Over 13 New Irish Works to be Premiered at New Music Dublin 2019
The programme highlights for the New Music Dublin festival 2019 have been announced. The four-day festival will take place from 28 February to 3 March 2019 at the National Concert Hall.
The programme was announced by Festival Director John Harris last Thursday (29 November) at the NCH with a performance by Crash Ensemble of Grainne Mulvey’s e-Greetings and Gerard Grisey’s Vortex Temporum.
The featured composers at the festival will be Louis Andriessen, who will be celebrating his 80th birthday in 2019, and Kaija Saariaho, described by Harris as ‘one of the major voices in contemporary music at the moment’. Saariaho’s 1994 work Graal théâtre and Andriessen’s 2005 Vermeer Pictures will receive their Irish premieres by the RTÉ Concert Orchestra.
The festival will also feature a range of new works by Irish composers, 13 of which have been announced already. Speaking about the programme, Harris said:
We… have an enormous responsibility towards building and nurturing the music scene within Ireland, not only in terms of composers and performers but also in terms of the audiences and the new participants.
Gender balance
Four of the works announced so far are by female composers. Harris emphasised that there will be a 50/50 gender balance among the commissions in the festival, saying ‘these commissions range from full symphony orchestra commissions through choral commissions, chamber music commissions, large ensemble commissions and sound art, so we cover almost the whole panoply.’
The new commissions include 6 new works written for Crash Ensemble as part of Free State 11, which will form part of the festival. The Free State works, selected by Gráinne Mulvey and Crash, will be by Anselm McDonnell, David Bremner, Maria Minguella, Chris McCormack, Guillaume Auvray and Elis Czerniak.
New works by sound and installation artists Karen Power, Jürgen Simpson and Danny McCarthy will be located throughout the National Concert Hall for the duration of the festival. Four further works will be featured in the Ergodos walking tour, to be announced closer to the event; commissions for Chamber Choir Ireland, with RIAM and Paris Conservatoire, will also be announced at a later date.
Other Irish works being performed at the festival include a re-mounting of David Fennessy’s Conquest of the Useless (originally due to be performed at the 2018 festival, but cancelled due to bad weather) and a new commission by Jennifer Walshe, The Site of the Investigation. A new work by Brian Irvine with his participatory ‘Totally Made Up Orchestra’ will provide the festival’s opening fanfare, and a choral work by Elaine Agnew will be performed by RTÉ Cór na nÓg and Cór Linn with Contempo Quartet.
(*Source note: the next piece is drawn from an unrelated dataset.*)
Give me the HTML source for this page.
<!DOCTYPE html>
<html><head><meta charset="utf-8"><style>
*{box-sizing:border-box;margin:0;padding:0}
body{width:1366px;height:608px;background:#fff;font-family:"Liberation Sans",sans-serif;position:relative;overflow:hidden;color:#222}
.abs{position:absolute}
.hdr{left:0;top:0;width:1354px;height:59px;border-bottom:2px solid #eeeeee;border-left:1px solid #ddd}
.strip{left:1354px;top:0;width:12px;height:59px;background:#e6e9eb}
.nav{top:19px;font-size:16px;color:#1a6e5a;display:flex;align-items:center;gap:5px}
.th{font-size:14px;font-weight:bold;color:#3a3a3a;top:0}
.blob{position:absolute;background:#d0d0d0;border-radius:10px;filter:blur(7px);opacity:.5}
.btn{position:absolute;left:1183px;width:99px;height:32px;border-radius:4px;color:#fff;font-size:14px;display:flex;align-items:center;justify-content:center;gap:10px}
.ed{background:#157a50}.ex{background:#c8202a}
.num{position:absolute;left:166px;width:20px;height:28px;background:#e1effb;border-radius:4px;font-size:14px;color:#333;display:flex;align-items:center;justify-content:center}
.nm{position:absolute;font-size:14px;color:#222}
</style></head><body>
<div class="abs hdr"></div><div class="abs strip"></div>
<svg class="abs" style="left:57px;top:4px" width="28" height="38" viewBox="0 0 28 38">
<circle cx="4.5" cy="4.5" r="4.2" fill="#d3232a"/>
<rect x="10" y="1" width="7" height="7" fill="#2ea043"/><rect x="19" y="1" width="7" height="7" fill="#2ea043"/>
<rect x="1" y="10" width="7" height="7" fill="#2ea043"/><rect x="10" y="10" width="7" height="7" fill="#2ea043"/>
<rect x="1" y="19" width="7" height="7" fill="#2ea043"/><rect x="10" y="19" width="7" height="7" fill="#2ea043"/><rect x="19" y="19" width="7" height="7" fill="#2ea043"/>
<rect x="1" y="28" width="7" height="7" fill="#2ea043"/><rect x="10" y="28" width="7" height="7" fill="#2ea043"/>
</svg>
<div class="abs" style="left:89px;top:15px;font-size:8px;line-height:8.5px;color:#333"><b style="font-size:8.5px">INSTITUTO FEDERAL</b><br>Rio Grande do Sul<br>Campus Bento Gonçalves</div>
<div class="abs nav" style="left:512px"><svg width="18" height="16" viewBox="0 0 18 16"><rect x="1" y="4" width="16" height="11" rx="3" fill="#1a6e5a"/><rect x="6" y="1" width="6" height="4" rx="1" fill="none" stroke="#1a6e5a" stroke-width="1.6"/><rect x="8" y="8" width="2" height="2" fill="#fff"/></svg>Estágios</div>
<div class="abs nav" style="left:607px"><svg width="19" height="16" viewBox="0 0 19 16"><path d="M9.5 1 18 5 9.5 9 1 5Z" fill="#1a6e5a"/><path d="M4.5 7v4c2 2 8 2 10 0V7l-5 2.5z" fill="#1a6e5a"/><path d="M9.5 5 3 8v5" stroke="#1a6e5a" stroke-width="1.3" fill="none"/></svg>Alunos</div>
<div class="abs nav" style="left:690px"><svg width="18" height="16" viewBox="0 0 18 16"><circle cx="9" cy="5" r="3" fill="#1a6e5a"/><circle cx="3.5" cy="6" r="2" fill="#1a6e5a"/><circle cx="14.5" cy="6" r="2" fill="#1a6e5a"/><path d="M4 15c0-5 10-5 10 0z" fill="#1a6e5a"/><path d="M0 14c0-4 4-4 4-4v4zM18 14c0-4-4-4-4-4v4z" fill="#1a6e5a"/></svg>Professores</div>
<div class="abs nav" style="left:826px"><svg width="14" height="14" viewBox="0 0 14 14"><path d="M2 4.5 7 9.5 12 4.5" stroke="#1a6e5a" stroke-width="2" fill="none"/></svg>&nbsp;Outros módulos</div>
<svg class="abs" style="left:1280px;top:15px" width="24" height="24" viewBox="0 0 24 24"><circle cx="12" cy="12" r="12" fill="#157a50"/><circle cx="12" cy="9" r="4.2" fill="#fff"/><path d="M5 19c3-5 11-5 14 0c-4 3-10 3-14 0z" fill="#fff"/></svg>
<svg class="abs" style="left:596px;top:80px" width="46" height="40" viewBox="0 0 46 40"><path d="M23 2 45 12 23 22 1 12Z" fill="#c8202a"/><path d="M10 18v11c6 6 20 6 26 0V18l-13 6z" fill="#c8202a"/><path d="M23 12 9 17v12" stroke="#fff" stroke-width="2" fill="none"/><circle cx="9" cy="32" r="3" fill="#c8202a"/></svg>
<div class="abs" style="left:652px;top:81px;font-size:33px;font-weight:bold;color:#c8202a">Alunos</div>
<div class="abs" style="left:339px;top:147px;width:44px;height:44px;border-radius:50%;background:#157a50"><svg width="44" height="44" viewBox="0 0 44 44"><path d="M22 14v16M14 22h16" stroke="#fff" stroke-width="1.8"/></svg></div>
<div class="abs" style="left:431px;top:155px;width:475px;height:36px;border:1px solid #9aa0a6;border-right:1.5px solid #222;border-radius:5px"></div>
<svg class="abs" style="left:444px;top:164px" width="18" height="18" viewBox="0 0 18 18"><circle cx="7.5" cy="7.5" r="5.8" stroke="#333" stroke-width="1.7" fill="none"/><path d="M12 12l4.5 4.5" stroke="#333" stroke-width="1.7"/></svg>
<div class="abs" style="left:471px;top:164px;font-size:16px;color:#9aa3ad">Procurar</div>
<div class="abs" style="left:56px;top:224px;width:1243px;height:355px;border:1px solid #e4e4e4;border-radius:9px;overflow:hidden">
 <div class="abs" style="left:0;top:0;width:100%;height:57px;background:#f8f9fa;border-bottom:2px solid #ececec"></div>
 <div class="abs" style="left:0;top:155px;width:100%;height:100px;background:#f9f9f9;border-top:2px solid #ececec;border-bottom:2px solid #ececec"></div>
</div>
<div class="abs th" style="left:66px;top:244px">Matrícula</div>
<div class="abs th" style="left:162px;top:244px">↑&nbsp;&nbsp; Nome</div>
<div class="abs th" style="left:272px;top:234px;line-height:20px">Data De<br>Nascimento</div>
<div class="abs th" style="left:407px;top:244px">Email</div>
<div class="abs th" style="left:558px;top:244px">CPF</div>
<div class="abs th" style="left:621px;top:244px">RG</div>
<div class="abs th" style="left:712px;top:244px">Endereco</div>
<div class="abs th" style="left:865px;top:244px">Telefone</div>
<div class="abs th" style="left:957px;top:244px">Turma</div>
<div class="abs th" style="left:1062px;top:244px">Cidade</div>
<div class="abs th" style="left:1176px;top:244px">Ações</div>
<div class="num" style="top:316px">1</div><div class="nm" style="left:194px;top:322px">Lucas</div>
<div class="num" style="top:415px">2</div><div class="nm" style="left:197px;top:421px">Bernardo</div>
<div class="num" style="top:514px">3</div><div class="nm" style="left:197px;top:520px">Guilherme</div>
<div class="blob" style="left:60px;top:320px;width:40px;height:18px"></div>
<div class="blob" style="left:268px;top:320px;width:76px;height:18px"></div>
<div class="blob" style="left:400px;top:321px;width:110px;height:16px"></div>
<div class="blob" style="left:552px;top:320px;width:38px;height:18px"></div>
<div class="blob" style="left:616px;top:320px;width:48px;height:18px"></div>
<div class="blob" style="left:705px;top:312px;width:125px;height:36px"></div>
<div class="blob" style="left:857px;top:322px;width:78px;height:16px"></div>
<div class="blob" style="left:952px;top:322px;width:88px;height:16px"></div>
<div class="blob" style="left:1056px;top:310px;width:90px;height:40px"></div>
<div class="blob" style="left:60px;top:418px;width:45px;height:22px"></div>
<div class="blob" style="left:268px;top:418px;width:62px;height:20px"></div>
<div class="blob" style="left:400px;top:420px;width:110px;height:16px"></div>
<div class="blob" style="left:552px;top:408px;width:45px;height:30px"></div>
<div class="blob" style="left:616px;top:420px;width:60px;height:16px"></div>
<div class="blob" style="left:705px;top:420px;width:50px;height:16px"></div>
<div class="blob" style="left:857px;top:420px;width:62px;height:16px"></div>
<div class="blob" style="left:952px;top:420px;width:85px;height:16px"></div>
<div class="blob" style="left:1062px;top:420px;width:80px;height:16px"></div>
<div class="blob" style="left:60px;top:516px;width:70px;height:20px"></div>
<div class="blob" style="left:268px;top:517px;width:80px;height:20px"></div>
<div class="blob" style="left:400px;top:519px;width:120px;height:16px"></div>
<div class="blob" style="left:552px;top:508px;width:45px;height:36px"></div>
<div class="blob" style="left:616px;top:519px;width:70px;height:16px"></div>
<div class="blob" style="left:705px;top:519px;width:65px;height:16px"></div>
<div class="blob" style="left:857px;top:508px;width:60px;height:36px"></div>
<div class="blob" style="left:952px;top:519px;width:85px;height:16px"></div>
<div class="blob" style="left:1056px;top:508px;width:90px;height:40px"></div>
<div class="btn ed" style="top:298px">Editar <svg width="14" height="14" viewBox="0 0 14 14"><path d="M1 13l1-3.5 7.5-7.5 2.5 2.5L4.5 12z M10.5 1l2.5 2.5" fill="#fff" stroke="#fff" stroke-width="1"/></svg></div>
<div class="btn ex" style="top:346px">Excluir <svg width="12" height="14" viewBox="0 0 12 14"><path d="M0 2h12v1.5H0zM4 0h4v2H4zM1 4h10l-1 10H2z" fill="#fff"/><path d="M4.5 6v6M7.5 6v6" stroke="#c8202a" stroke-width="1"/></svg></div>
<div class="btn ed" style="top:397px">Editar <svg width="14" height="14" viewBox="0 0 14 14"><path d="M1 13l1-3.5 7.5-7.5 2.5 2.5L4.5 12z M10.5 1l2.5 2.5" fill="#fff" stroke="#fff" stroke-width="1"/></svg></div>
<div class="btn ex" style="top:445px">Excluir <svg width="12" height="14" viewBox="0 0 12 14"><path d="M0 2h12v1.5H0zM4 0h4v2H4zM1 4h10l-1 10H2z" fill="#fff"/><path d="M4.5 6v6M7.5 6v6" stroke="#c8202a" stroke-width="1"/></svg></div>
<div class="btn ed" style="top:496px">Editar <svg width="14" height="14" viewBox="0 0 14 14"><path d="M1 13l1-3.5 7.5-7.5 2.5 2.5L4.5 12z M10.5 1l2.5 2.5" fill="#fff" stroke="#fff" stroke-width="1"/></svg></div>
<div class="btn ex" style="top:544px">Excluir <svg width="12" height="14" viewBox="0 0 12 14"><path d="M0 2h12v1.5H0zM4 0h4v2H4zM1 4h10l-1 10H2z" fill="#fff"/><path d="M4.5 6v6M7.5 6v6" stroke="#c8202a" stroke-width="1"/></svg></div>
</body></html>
Also performing at the festival will be Irish pianist Hugh Tinney, who will perform Raymond Deane’s Noctuary, Ensemble Intercontemporain presenting a concert of chamber music with live electronics, and Musikfabrik, who will perform music by Frank Zappa alongside Michael Wertmüller’s antagonisme contrôlé with the saxophonist Peter Brötzmann.
The Contemporary Music Centre and NMD will also host a discussion titled ‘On the Radar’ focussing on how composers can engage with commissioners, festivals and the media about their work.